* [WRITTEN REQUEST]
Copy each line that holds "styles".

------------------------------------------------------------

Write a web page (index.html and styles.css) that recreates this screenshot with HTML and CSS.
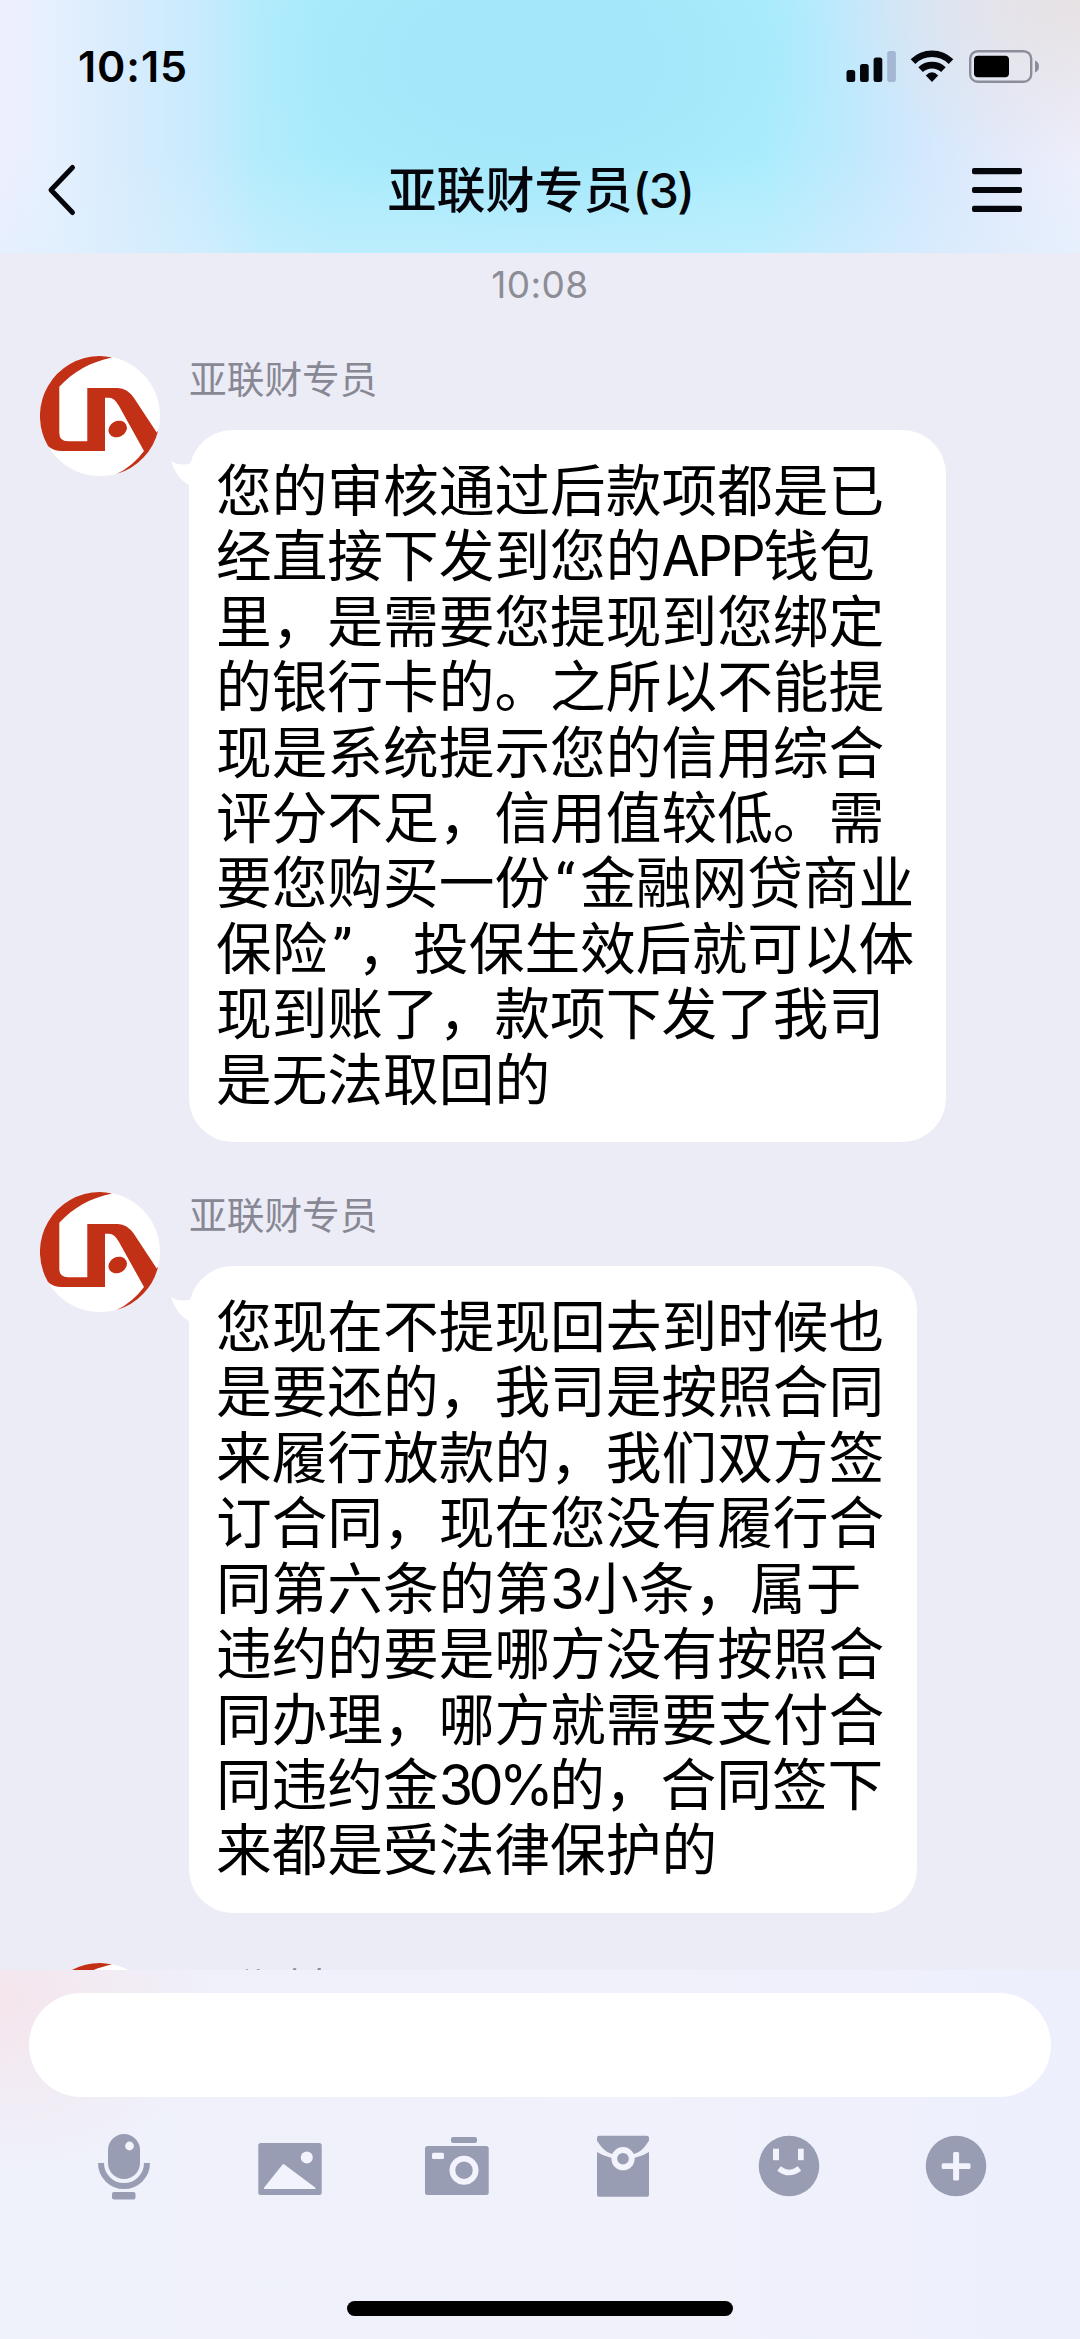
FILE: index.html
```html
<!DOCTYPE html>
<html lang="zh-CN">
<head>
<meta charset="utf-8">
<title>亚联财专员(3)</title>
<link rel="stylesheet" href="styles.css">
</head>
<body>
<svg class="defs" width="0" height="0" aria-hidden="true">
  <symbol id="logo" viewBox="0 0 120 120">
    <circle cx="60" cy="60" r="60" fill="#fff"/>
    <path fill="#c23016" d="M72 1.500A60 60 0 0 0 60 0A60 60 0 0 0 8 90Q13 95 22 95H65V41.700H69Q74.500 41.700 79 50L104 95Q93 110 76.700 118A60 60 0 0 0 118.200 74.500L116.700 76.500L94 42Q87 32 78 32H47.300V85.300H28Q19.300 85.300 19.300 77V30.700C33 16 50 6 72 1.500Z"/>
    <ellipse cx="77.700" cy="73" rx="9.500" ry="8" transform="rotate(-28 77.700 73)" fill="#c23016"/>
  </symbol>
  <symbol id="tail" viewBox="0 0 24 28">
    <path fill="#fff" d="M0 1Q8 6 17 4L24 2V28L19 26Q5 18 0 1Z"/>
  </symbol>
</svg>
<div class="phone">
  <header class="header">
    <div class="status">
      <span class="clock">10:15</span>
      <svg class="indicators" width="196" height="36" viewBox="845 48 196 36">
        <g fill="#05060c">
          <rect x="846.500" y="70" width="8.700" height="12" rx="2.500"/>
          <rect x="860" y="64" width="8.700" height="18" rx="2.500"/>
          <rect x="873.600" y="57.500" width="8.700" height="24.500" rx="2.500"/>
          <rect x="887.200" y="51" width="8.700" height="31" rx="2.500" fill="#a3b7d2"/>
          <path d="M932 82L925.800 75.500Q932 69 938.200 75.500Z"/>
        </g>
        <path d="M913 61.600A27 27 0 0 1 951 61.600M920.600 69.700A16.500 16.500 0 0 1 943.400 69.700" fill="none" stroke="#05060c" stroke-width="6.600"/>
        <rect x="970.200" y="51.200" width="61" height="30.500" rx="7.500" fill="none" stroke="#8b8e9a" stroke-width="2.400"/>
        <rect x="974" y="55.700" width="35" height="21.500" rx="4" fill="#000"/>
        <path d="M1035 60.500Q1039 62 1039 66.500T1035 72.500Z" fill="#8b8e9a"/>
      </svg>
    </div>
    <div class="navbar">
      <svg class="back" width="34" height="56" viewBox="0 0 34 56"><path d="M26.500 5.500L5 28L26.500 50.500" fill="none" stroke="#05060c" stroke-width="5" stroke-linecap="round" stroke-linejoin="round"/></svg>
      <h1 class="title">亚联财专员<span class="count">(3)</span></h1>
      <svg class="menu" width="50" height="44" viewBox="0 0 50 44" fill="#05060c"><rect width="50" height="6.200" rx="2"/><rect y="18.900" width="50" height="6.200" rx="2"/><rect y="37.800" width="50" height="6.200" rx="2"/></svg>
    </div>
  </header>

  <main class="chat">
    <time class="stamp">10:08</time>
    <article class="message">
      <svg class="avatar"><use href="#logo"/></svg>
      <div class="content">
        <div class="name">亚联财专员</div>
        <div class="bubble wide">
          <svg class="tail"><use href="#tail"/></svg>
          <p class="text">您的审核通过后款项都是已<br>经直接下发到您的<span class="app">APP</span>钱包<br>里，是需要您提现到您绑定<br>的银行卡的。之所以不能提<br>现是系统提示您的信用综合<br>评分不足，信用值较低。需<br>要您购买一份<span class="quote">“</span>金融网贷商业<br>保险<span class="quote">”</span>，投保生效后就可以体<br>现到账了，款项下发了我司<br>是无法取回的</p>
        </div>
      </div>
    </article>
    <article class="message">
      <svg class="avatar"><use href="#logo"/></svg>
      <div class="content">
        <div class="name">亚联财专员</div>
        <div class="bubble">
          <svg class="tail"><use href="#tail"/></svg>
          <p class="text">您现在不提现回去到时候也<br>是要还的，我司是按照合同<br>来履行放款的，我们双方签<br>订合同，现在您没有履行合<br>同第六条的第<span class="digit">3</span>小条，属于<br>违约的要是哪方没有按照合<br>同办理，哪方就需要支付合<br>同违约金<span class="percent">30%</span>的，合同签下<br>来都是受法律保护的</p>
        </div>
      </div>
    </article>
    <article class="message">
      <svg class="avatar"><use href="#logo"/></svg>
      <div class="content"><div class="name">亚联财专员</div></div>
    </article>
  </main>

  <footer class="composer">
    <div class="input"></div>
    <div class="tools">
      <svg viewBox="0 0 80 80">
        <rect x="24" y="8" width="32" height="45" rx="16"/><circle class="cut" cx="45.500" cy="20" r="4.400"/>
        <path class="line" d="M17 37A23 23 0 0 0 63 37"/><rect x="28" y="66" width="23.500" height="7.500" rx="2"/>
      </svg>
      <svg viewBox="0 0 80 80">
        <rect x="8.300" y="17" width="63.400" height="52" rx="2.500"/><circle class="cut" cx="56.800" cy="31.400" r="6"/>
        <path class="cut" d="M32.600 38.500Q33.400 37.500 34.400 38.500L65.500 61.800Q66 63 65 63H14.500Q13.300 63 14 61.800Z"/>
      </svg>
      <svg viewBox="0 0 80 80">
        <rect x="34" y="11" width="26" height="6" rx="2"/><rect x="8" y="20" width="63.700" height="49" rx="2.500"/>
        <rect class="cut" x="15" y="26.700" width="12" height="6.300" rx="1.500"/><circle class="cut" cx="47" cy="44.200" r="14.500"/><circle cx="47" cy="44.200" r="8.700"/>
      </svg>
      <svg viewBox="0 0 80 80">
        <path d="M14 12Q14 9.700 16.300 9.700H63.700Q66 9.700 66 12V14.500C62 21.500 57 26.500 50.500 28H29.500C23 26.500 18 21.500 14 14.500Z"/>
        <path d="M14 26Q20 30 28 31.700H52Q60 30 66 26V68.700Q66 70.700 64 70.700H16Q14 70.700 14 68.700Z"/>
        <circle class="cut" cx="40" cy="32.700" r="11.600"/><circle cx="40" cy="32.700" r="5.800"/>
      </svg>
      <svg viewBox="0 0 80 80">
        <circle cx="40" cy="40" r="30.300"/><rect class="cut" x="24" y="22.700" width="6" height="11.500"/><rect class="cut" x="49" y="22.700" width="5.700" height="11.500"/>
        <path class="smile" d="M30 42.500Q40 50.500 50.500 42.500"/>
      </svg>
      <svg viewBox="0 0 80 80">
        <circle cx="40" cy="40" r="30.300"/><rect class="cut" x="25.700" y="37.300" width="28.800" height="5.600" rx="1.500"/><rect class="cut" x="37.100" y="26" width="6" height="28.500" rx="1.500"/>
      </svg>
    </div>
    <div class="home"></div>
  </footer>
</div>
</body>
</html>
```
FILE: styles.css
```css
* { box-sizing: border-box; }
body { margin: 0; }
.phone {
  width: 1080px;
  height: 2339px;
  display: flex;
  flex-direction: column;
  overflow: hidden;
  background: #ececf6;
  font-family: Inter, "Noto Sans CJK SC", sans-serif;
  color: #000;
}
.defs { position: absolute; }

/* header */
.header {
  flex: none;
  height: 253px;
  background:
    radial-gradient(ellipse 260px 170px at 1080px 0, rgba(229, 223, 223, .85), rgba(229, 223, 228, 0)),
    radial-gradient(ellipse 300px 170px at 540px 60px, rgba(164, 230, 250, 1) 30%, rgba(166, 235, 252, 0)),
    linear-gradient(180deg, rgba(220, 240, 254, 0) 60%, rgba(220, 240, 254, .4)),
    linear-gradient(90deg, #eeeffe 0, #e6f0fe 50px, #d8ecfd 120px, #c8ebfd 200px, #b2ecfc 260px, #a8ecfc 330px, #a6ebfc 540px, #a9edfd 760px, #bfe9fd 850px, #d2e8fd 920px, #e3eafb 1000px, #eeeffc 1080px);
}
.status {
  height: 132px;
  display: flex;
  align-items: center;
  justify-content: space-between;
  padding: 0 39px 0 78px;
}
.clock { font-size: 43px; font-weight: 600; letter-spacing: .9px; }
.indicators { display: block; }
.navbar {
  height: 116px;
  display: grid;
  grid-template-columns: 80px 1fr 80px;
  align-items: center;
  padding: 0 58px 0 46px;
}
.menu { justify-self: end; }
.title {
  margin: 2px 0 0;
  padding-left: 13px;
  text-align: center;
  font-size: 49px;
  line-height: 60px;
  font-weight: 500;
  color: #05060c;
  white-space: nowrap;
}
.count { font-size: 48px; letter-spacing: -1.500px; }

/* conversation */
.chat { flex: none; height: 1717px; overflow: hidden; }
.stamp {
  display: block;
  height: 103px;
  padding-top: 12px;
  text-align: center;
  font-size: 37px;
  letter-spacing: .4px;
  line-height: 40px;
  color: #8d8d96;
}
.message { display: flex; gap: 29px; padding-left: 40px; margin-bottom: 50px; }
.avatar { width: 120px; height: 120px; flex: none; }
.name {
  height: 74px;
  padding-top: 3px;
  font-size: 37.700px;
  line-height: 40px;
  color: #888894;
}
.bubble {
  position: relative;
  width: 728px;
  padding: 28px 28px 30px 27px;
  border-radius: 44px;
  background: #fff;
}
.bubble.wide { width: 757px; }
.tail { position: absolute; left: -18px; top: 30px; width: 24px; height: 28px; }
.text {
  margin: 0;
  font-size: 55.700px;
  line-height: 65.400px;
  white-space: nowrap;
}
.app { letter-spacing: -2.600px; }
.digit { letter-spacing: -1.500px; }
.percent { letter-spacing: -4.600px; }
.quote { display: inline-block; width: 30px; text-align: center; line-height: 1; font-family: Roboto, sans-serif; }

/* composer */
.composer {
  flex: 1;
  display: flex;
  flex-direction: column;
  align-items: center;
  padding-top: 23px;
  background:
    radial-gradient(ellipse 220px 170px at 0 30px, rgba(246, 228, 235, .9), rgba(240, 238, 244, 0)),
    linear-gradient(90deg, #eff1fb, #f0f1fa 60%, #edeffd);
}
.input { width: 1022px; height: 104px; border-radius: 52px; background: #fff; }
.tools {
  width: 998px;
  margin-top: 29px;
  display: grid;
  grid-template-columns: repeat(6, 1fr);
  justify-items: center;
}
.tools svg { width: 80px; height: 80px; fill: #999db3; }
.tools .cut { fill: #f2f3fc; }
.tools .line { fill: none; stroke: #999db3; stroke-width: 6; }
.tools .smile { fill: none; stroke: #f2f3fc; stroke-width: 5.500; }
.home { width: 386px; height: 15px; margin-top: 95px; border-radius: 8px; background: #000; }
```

------------------------------------------------------------

* [EXERCISE OUTPUT]
Write a web page (index.html and styles.css) that recreates this screenshot with HTML and CSS.
<link rel="stylesheet" href="styles.css">
FILE: styles.css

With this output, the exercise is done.